O restante da produção do petróleo e/ou gás natural (ou seja, após a dedução do "óleo de custo" e as quantidades de petróleo que são eventualmente utilizadas na própria operação) será rateado ou "partilhado", em condições a serem determinadas contratualmente e por lei, com a empresa estatal do país dententor das reservas petrolíferas (o chamado "óleo do lucro" ou profit oil).

 

No entanto, há ainda dúvidas cruciais para a implantação do modelo. Indaga-se, por exemplo, quais as regras jurídico-contábeis que definirão os critérios e parâmetros técnicos do "óleo de custo", que se deduz da produção total e gera o chamado "óleo do lucro".

 

Como a legislação tributária e as normas contábeis nacionais tratarão a depreciação de ativos no novo regime? Como se dará o compartilhamento dos ativos operacionais existentes entre uma área sob o regime contratual da concessão e outra área que esteja sob o novo regime de partilha de produção, pois há efeitos diretos na incidência e cálculo de tributos?

 

Como gestora dos direitos de exploração e produção de titularidade da União Federal no novo regime, a Petro-Sal, apesar de não ser responsável pelos riscos financeiros e operacionais, deverá integrar o consórcio e participará do processo decisório, com a prerrogativa do direito de veto.
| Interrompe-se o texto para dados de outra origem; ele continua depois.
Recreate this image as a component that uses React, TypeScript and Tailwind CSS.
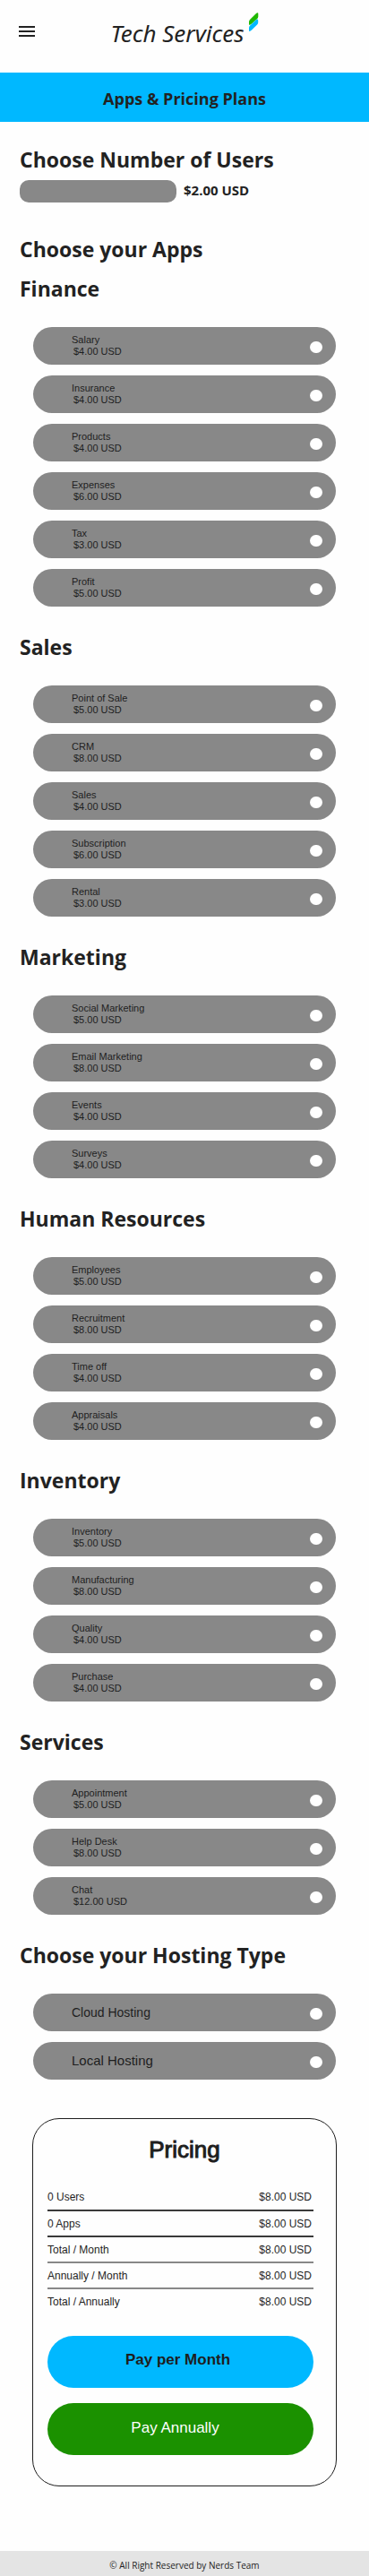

Portanto, ao lado da Agência Nacional do Petróleo (ANP), que será responsável pela preparação e execução dos leilões, a Petro-Sal desempenhará atribuições fundamentais no novo regime.

 

Todavia, entendo que a União e a Petro-Sal deveriam firmar um acordo de gestão, fixando contratualmente metas de governança, visando a acompanhar o seu desempenho técnico-operacional e sua gestão administrativa e financeira, já que a empresa administrará um bem público, de interesse estratégico, para a União Federal e a sociedade.

 

Os tópicos acima são apenas alguns exemplos de situações que demonstram o quanto ainda necessitamos trabalhar para a criação um modelo jurídico-contratual de partilha  que contemple as necessidades e os objetivos estratégicos do país e que, por outro lado, seja estável e alinhado com as melhores práticas da indústria, especialmente num momento em que se busca consolidar a liderança do Brasil no cenário mundial.